With the images removed, repeat the data below exactly.

------------------------

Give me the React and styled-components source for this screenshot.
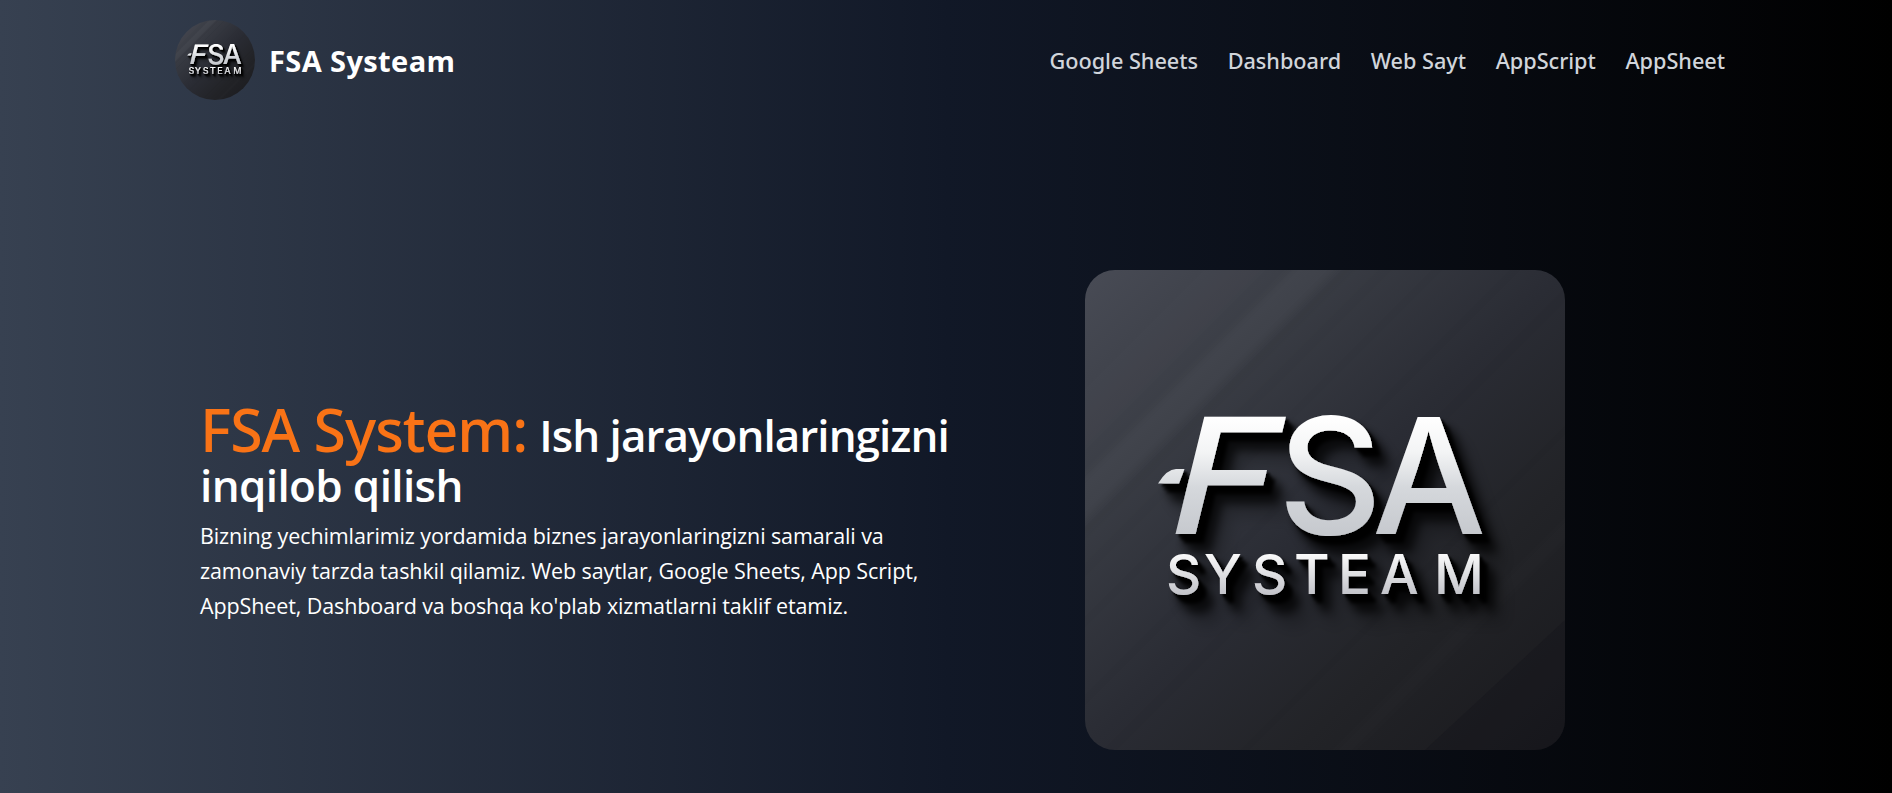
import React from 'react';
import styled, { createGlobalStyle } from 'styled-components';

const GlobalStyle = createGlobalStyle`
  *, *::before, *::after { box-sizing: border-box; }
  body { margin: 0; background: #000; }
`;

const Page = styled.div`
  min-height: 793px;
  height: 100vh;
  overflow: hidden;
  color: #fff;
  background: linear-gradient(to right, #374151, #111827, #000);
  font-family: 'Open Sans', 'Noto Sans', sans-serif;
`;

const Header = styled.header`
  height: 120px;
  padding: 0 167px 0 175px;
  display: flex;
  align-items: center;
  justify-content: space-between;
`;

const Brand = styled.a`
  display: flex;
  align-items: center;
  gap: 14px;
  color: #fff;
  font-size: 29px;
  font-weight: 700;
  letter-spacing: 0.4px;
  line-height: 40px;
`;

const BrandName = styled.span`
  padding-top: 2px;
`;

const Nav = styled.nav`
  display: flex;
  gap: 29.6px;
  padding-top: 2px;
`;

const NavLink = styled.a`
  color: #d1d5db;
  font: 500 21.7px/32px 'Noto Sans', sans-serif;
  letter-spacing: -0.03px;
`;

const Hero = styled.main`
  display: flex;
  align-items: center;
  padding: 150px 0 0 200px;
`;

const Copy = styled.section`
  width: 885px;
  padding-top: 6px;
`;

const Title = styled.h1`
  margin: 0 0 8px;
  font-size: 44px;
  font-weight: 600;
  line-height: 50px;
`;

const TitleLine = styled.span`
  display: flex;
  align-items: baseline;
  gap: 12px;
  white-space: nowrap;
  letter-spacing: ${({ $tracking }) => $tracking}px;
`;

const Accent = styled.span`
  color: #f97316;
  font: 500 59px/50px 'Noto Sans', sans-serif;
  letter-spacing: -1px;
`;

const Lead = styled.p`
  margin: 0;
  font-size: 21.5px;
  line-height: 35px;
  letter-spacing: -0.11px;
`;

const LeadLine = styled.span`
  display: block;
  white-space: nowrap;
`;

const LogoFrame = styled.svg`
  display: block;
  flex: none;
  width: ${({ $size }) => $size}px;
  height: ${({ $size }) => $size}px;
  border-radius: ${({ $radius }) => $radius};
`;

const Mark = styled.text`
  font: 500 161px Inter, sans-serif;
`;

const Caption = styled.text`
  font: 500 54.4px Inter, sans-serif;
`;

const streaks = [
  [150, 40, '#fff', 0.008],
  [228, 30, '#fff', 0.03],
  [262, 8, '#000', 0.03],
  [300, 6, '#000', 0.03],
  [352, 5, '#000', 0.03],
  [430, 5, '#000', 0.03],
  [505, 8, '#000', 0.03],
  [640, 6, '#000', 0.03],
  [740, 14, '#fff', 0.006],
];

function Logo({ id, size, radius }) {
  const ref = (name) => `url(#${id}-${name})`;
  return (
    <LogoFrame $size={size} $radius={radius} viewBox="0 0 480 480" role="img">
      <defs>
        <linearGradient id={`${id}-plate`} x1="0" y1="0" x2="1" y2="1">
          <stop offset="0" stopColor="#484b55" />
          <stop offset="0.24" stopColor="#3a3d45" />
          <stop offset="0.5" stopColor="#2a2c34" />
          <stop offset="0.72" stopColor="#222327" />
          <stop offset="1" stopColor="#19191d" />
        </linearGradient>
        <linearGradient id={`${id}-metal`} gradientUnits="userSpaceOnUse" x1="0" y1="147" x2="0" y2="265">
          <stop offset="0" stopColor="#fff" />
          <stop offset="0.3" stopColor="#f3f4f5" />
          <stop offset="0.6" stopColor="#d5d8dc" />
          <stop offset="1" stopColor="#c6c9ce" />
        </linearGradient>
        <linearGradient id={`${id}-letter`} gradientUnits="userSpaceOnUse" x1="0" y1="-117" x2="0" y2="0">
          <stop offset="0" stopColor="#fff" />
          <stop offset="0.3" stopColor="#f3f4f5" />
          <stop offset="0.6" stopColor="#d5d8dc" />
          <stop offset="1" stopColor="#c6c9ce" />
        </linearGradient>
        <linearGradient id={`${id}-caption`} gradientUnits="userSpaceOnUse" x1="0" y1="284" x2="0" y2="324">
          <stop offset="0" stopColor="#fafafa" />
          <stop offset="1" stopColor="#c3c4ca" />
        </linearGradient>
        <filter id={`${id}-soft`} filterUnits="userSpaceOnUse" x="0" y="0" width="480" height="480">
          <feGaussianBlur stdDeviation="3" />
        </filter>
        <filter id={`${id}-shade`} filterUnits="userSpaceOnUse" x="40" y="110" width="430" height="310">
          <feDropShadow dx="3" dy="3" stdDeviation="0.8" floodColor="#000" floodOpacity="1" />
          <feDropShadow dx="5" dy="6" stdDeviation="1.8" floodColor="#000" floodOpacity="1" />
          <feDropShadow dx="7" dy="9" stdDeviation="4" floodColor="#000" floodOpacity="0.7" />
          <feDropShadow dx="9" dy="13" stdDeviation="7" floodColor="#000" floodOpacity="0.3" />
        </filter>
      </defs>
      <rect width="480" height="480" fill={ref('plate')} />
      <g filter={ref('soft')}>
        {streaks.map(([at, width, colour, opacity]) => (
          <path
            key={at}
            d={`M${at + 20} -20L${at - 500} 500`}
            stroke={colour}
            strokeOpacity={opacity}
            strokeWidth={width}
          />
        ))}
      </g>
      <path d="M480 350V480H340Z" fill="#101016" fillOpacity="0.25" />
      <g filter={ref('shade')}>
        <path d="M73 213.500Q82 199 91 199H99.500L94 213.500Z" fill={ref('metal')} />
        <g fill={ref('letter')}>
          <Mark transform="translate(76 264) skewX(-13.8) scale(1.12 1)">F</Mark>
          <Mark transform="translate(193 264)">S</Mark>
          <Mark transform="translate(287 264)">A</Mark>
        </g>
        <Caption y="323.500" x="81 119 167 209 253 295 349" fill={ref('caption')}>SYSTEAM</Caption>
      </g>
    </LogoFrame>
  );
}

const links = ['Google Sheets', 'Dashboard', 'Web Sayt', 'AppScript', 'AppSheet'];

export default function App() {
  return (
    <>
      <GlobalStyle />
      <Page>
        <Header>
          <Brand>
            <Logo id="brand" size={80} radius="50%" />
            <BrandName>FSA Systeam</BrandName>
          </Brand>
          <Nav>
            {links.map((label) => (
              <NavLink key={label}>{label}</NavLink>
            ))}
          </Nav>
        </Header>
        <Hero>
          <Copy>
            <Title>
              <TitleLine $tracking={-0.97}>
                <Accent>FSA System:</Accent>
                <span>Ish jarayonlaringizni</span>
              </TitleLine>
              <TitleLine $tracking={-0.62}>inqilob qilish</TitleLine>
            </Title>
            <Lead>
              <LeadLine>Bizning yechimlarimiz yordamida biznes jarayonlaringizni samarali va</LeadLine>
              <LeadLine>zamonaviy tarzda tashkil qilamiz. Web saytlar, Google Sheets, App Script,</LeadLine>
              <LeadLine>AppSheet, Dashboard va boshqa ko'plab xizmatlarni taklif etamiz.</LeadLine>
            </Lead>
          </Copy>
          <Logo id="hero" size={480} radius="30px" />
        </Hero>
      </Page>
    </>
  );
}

------------------------

▸ **EXERCISE OUTPUT**
Give me the React and styled-components source for this screenshot.
import React from 'react';
import styled, { createGlobalStyle } from 'styled-components';

const GlobalStyle = createGlobalStyle`
  *, *::before, *::after { box-sizing: border-box; }
  body { margin: 0; background: #000; }
`;

const Page = styled.div`
  min-height: 793px;
  height: 100vh;
  overflow: hidden;
  color: #fff;
  background: linear-gradient(to right, #374151, #111827, #000);
  font-family: 'Open Sans', 'Noto Sans', sans-serif;
`;

const Header = styled.header`
  height: 120px;
  padding: 0 167px 0 175px;
  display: flex;
  align-items: center;
  justify-content: space-between;
`;

const Brand = styled.a`
  display: flex;
  align-items: center;
  gap: 14px;
  color: #fff;
  font-size: 29px;
  font-weight: 700;
  letter-spacing: 0.4px;
  line-height: 40px;
`;

const BrandName = styled.span`
  padding-top: 2px;
`;

const Nav = styled.nav`
  display: flex;
  gap: 29.6px;
  padding-top: 2px;
`;

const NavLink = styled.a`
  color: #d1d5db;
  font: 500 21.7px/32px 'Noto Sans', sans-serif;
  letter-spacing: -0.03px;
`;

const Hero = styled.main`
  display: flex;
  align-items: center;
  padding: 150px 0 0 200px;
`;

const Copy = styled.section`
  width: 885px;
  padding-top: 6px;
`;

const Title = styled.h1`
  margin: 0 0 8px;
  font-size: 44px;
  font-weight: 600;
  line-height: 50px;
`;

const TitleLine = styled.span`
  display: flex;
  align-items: baseline;
  gap: 12px;
  white-space: nowrap;
  letter-spacing: ${({ $tracking }) => $tracking}px;
`;

const Accent = styled.span`
  color: #f97316;
  font: 500 59px/50px 'Noto Sans', sans-serif;
  letter-spacing: -1px;
`;

const Lead = styled.p`
  margin: 0;
  font-size: 21.5px;
  line-height: 35px;
  letter-spacing: -0.11px;
`;

const LeadLine = styled.span`
  display: block;
  white-space: nowrap;
`;

const LogoFrame = styled.svg`
  display: block;
  flex: none;
  width: ${({ $size }) => $size}px;
  height: ${({ $size }) => $size}px;
  border-radius: ${({ $radius }) => $radius};
`;

const Mark = styled.text`
  font: 500 161px Inter, sans-serif;
`;

const Caption = styled.text`
  font: 500 54.4px Inter, sans-serif;
`;

const streaks = [
  [150, 40, '#fff', 0.008],
  [228, 30, '#fff', 0.03],
  [262, 8, '#000', 0.03],
  [300, 6, '#000', 0.03],
  [352, 5, '#000', 0.03],
  [430, 5, '#000', 0.03],
  [505, 8, '#000', 0.03],
  [640, 6, '#000', 0.03],
  [740, 14, '#fff', 0.006],
];

function Logo({ id, size, radius }) {
  const ref = (name) => `url(#${id}-${name})`;
  return (
    <LogoFrame $size={size} $radius={radius} viewBox="0 0 480 480" role="img">
      <defs>
        <linearGradient id={`${id}-plate`} x1="0" y1="0" x2="1" y2="1">
          <stop offset="0" stopColor="#484b55" />
          <stop offset="0.24" stopColor="#3a3d45" />
          <stop offset="0.5" stopColor="#2a2c34" />
          <stop offset="0.72" stopColor="#222327" />
          <stop offset="1" stopColor="#19191d" />
        </linearGradient>
        <linearGradient id={`${id}-metal`} gradientUnits="userSpaceOnUse" x1="0" y1="147" x2="0" y2="265">
          <stop offset="0" stopColor="#fff" />
          <stop offset="0.3" stopColor="#f3f4f5" />
          <stop offset="0.6" stopColor="#d5d8dc" />
          <stop offset="1" stopColor="#c6c9ce" />
        </linearGradient>
        <linearGradient id={`${id}-letter`} gradientUnits="userSpaceOnUse" x1="0" y1="-117" x2="0" y2="0">
          <stop offset="0" stopColor="#fff" />
          <stop offset="0.3" stopColor="#f3f4f5" />
          <stop offset="0.6" stopColor="#d5d8dc" />
          <stop offset="1" stopColor="#c6c9ce" />
        </linearGradient>
        <linearGradient id={`${id}-caption`} gradientUnits="userSpaceOnUse" x1="0" y1="284" x2="0" y2="324">
          <stop offset="0" stopColor="#fafafa" />
          <stop offset="1" stopColor="#c3c4ca" />
        </linearGradient>
        <filter id={`${id}-soft`} filterUnits="userSpaceOnUse" x="0" y="0" width="480" height="480">
          <feGaussianBlur stdDeviation="3" />
        </filter>
        <filter id={`${id}-shade`} filterUnits="userSpaceOnUse" x="40" y="110" width="430" height="310">
          <feDropShadow dx="3" dy="3" stdDeviation="0.8" floodColor="#000" floodOpacity="1" />
          <feDropShadow dx="5" dy="6" stdDeviation="1.8" floodColor="#000" floodOpacity="1" />
          <feDropShadow dx="7" dy="9" stdDeviation="4" floodColor="#000" floodOpacity="0.7" />
          <feDropShadow dx="9" dy="13" stdDeviation="7" floodColor="#000" floodOpacity="0.3" />
        </filter>
      </defs>
      <rect width="480" height="480" fill={ref('plate')} />
      <g filter={ref('soft')}>
        {streaks.map(([at, width, colour, opacity]) => (
          <path
            key={at}
            d={`M${at + 20} -20L${at - 500} 500`}
            stroke={colour}
            strokeOpacity={opacity}
            strokeWidth={width}
          />
        ))}
      </g>
      <path d="M480 350V480H340Z" fill="#101016" fillOpacity="0.25" />
      <g filter={ref('shade')}>
        <path d="M73 213.500Q82 199 91 199H99.500L94 213.500Z" fill={ref('metal')} />
        <g fill={ref('letter')}>
          <Mark transform="translate(76 264) skewX(-13.8) scale(1.12 1)">F</Mark>
          <Mark transform="translate(193 264)">S</Mark>
          <Mark transform="translate(287 264)">A</Mark>
        </g>
        <Caption y="323.500" x="81 119 167 209 253 295 349" fill={ref('caption')}>SYSTEAM</Caption>
      </g>
    </LogoFrame>
  );
}

const links = ['Google Sheets', 'Dashboard', 'Web Sayt', 'AppScript', 'AppSheet'];

export default function App() {
  return (
    <>
      <GlobalStyle />
      <Page>
        <Header>
          <Brand>
            <Logo id="brand" size={80} radius="50%" />
            <BrandName>FSA Systeam</BrandName>
          </Brand>
          <Nav>
            {links.map((label) => (
              <NavLink key={label}>{label}</NavLink>
            ))}
          </Nav>
        </Header>
        <Hero>
          <Copy>
            <Title>
              <TitleLine $tracking={-0.97}>
                <Accent>FSA System:</Accent>
                <span>Ish jarayonlaringizni</span>
              </TitleLine>
              <TitleLine $tracking={-0.62}>inqilob qilish</TitleLine>
            </Title>
            <Lead>
              <LeadLine>Bizning yechimlarimiz yordamida biznes jarayonlaringizni samarali va</LeadLine>
              <LeadLine>zamonaviy tarzda tashkil qilamiz. Web saytlar, Google Sheets, App Script,</LeadLine>
              <LeadLine>AppSheet, Dashboard va boshqa ko'plab xizmatlarni taklif etamiz.</LeadLine>
            </Lead>
          </Copy>
          <Logo id="hero" size={480} radius="30px" />
        </Hero>
      </Page>
    </>
  );
}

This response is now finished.